** Start **
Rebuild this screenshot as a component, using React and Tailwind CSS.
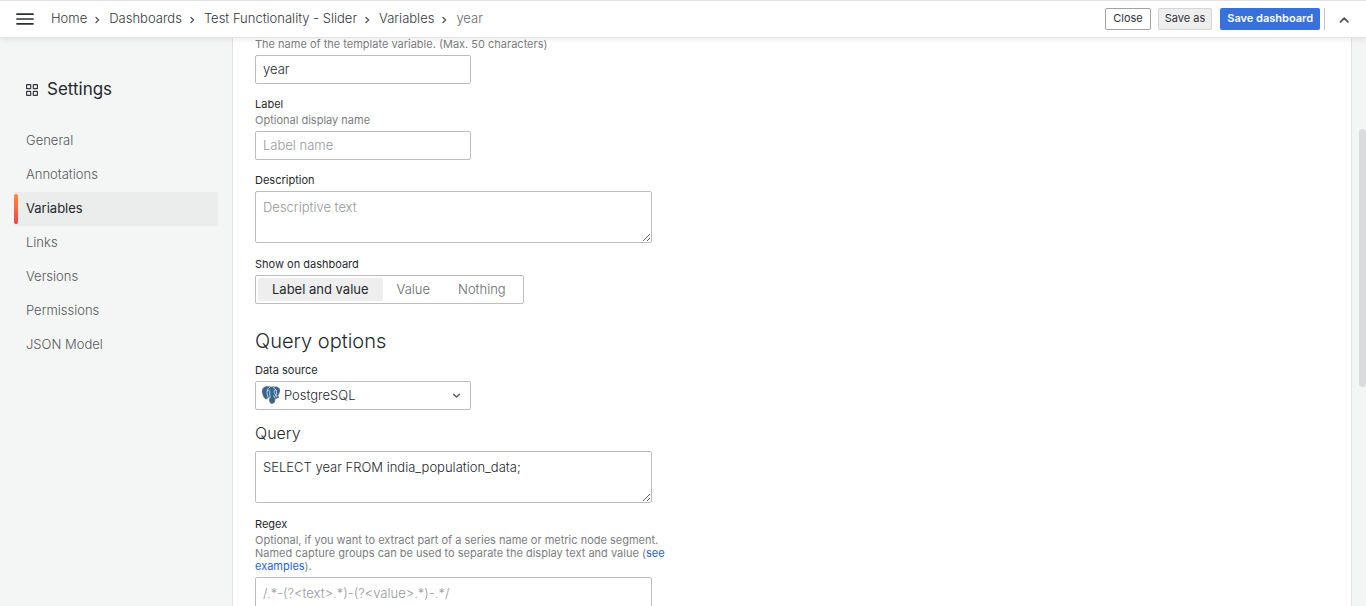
import { useState } from 'react'

const crumbs = ['Home', 'Dashboards', 'Test Functionality - Slider', 'Variables']

const navItems = ['General', 'Annotations', 'Variables', 'Links', 'Versions', 'Permissions', 'JSON Model']

const hideOptions = ['Label and value', 'Value', 'Nothing']

const boxClass =
  'rounded-[2px] border border-[#bcbdbe] bg-white text-[13px] text-[#24292e] placeholder:text-[#96989b] outline-none focus:border-[#3871dc]'

export default function App() {
  return (
    <div className="flex h-screen flex-col overflow-hidden bg-[#f4f5f5] font-['Inter',sans-serif] text-[13px] font-light text-[#24292e]">
      <TopBar />
      <div className="flex min-h-0 flex-1">
        <Sidebar />
        <main className="min-w-0 flex-1 overflow-hidden border-x border-[#e1e2e3] bg-white pl-[22px]">
          <VariableForm />
        </main>
        {/* Scrollbar */}
        <div className="flex w-3.5 shrink-0 justify-end pt-[91px]">
          <div className="h-[258px] w-[7px] rounded-full bg-[#dadbdc]" />
        </div>
      </div>
    </div>
  )
}

function TopBar() {
  return (
    <header className="z-10 flex h-[38px] shrink-0 items-center border-y border-[#e1e2e3] bg-white pr-4 pl-4 shadow-[0_1px_6px_rgba(24,26,27,0.1)]">
      <button aria-label="Toggle menu" className="mr-[17px]">
        <svg width="18" height="12" viewBox="0 0 18 12" className="block" fill="none" stroke="#2b2f34" strokeWidth="1.7" strokeLinecap="round">
          <path d="M1 1.200h16M1 6h16M1 10.800h16" />
        </svg>
      </button>
      <nav aria-label="Breadcrumbs">
        <ol className="flex items-center">
          {crumbs.map((crumb) => (
            <li key={crumb} className="flex items-center text-[#33373b]">
              <a href="#">{crumb}</a>
              <svg width="22" height="9" viewBox="0 0 22 9" className="block" fill="none" stroke="#55585c" strokeWidth="1.4" strokeLinecap="round" strokeLinejoin="round">
                <path d="M9 2.400l2.600 2.600L9 7.600" />
              </svg>
            </li>
          ))}
          <li className="text-[#66696c]" aria-current="page">year</li>
        </ol>
      </nav>
      <div className="ml-auto flex items-center text-[11px] font-normal">
        <button className="mr-[7px] h-[22px] rounded-[2px] border border-[#a0a2a4] px-[7px] pb-px text-[#2d3136]">Close</button>
        <button className="mr-2 h-[22px] rounded-[2px] border border-[#d4d5d6] bg-[#eeeeef] px-1.5 pb-px text-[#2d3136]">Save as</button>
        <button className="h-[22px] rounded-[2px] bg-[#3871dc] px-[7px] pb-px font-semibold text-white">Save dashboard</button>
        <div className="ml-1 h-[22px] w-px bg-[#c4c5c6]" />
        <button aria-label="Toggle top search bar" className="ml-3.5">
          <svg width="11" height="8" viewBox="0 0 11 8" className="block" fill="none" stroke="#4b4e52" strokeWidth="1.7" strokeLinecap="round" strokeLinejoin="round">
            <path d="M1.500 6.900l3.700-3.700 3.700 3.700" />
          </svg>
        </button>
      </div>
    </header>
  )
}

function Sidebar() {
  return (
    <aside className="w-[232px] shrink-0 px-3.5 pt-10">
      <h1 className="flex h-6 items-center pl-3 text-[17px] font-normal">
        <svg width="12" height="12" viewBox="0 0 12 12" className="mr-[9px]" fill="none" stroke="#34383c" strokeWidth="1.2">
          <rect x=".6" y=".6" width="4.1" height="4.1" rx=".4" />
          <rect x="7.3" y=".6" width="4.1" height="4.1" rx=".4" />
          <rect x=".6" y="7.3" width="4.1" height="4.1" rx=".4" />
          <rect x="7.3" y="7.3" width="4.1" height="4.1" rx=".4" />
        </svg>
        Settings
      </h1>
      <ul className="mt-[22px]">
        {navItems.map((item) => (
          <li key={item}>
            {item === 'Variables' ? (
              <a href="#" className="flex h-[34px] items-center rounded-[2px] bg-[#ebecec] pr-3 font-normal text-[#24292e]" aria-current="page">
                <span className="mr-2 h-[30px] w-1 rounded-[2px] bg-linear-to-b from-[#ff8833] to-[#f53e4c]" />
                {item}
              </a>
            ) : (
              <a href="#" className="flex h-[34px] items-center px-3 text-[#56595c]">{item}</a>
            )}
          </li>
        ))}
      </ul>
    </aside>
  )
}

function VariableForm() {
  const [hide, setHide] = useState('Label and value')

  return (
    <form className="-mt-[3px]">
      <Field id="name" hint="The name of the template variable. (Max. 50 characters)">
        <input id="name" aria-label="Name" defaultValue="year" className={'block h-[29px] w-[216px] px-[7px] pb-0.5 ' + boxClass} />
      </Field>
      <Field id="label" label="Label" hint="Optional display name">
        <input id="label" placeholder="Label name" className={'block h-[29px] w-[216px] px-[7px] pb-0.5 ' + boxClass} />
      </Field>
      <Field id="description" label="Description">
        <textarea id="description" placeholder="Descriptive text" className={'block h-[52px] w-[397px] px-[7px] py-1.5 leading-[18px] ' + boxClass} />
      </Field>

      <fieldset className="mt-3.5">
        <legend className="mb-1 text-[11px] leading-[14px] font-normal">Show on dashboard</legend>
        <div className="flex h-[29px] w-[269px] rounded-[2px] border border-[#bcbdbe] p-0.5">
          {hideOptions.map((option) => (
            <label
              key={option}
              className="flex cursor-pointer items-center rounded-[2px] px-3.5 text-[#66696c] has-checked:bg-[#eeeeee] has-checked:font-normal has-checked:text-[#24292e]"
            >
              <input
                type="radio"
                name="hide"
                className="sr-only"
                checked={hide === option}
                onChange={() => setHide(option)}
              />
              {option}
            </label>
          ))}
        </div>
      </fieldset>

      <h2 className="mt-6 mb-2 text-xl leading-[27px] font-light">Query options</h2>
      <Field id="datasource" label="Data source">
        <div className="relative w-[216px]">
          <select id="datasource" className={'block h-[29px] w-full appearance-none pr-7 pl-7 ' + boxClass}>
            <option>PostgreSQL</option>
          </select>
          <PostgresIcon />
          <svg width="9" height="6" viewBox="0 0 9 6" className="pointer-events-none absolute top-3 right-2.5" fill="none" stroke="#55585c" strokeWidth="1.4" strokeLinecap="round" strokeLinejoin="round">
            <path d="M1.600 1.300l2.900 2.800 2.900-2.800" />
          </svg>
        </div>
      </Field>

      <h3 className="mb-2 text-base leading-5 font-light">
        <label htmlFor="query">Query</label>
      </h3>
      <textarea
        id="query"
        defaultValue="SELECT year FROM india_population_data;"
        className={'mb-3.5 block h-[52px] w-[397px] px-[7px] py-1.5 leading-[18px] ' + boxClass}
      />

      <Field
        id="regex"
        label="Regex"
        hint={
          <>
            Optional, if you want to extract part of a series name or metric node segment. Named capture groups can be
            used to separate the display text and value (<a href="#" className="text-[#1f62e0]">see examples</a>).
          </>
        }
      >
        <textarea
          id="regex"
          placeholder="/.*-(?<text>.*)-(?<value>.*)-.*/"
          className={'block h-[52px] w-[397px] px-[7px] py-1.5 leading-[18px] ' + boxClass}
        />
      </Field>
    </form>
  )
}

function Field({ id, label, hint, children }) {
  return (
    <div className="mb-[13px]">
      {label && (
        <label htmlFor={id} className="block text-[11px] leading-[14px] font-normal">
          {label}
        </label>
      )}
      {hint && <p className="mt-[3px] w-[420px] text-[11px] leading-[13px] font-normal text-[#7b7d80]">{hint}</p>}
      <div className="mt-1">{children}</div>
    </div>
  )
}

function PostgresIcon() {
  return (
    <svg width="18" height="18" viewBox="0 0 38 38" className="pointer-events-none absolute top-[5px] left-[7px]" strokeLinecap="round" strokeLinejoin="round">
      <path
        d="M9 2C4 2 1 5 1 10c0 6 3 16 7 17 2 .5 4-1 5-3 1 1 2 1.500 3 1.500-.5 2 0 5 .5 7 .8 3 3 5 6 4 3-.8 4-3 4.500-6l.5-5c3 .5 6-.5 8-2.500-1 0-3 0-3.500-.5C35 18 38 11 37 7c-1-4-6-6-11-4.500C24 2 22 1.500 19 2.500 16 1.500 12 1.500 9 2z"
        fill="#336791"
        stroke="#5c6065"
        strokeWidth="2"
      />
      <path
        d="M13 24c-2-4-3-9-2-14 .5-3 2-5.500 5-7M11 10c2-1.500 5-1.500 5.500 1 .5 3-.5 5 0 8 .3 2 1 3 0 6M24 3c5 3 7 8 7 12-.5 3-2 6-.5 8M30 9c-2-1-4-.5-4.500 2 0 3 2 6 4 10M17 25c-1 2-4 2-5 3M27 25c0-2-1-4-3-4.500"
        fill="none"
        stroke="#d8e3ec"
        strokeWidth="1.800"
      />
    </svg>
  )
}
** End **
Return, unchanged, the lines from the first line of the material through the line that holds "placeholder:text-[#96989b] outline-none focus:border-[#3871dc]'", inclusive, omitting pictures.

### Solution
Rebuild this screenshot as a component, using React and Tailwind CSS.
import { useState } from 'react'

const crumbs = ['Home', 'Dashboards', 'Test Functionality - Slider', 'Variables']

const navItems = ['General', 'Annotations', 'Variables', 'Links', 'Versions', 'Permissions', 'JSON Model']

const hideOptions = ['Label and value', 'Value', 'Nothing']

const boxClass =
  'rounded-[2px] border border-[#bcbdbe] bg-white text-[13px] text-[#24292e] placeholder:text-[#96989b] outline-none focus:border-[#3871dc]'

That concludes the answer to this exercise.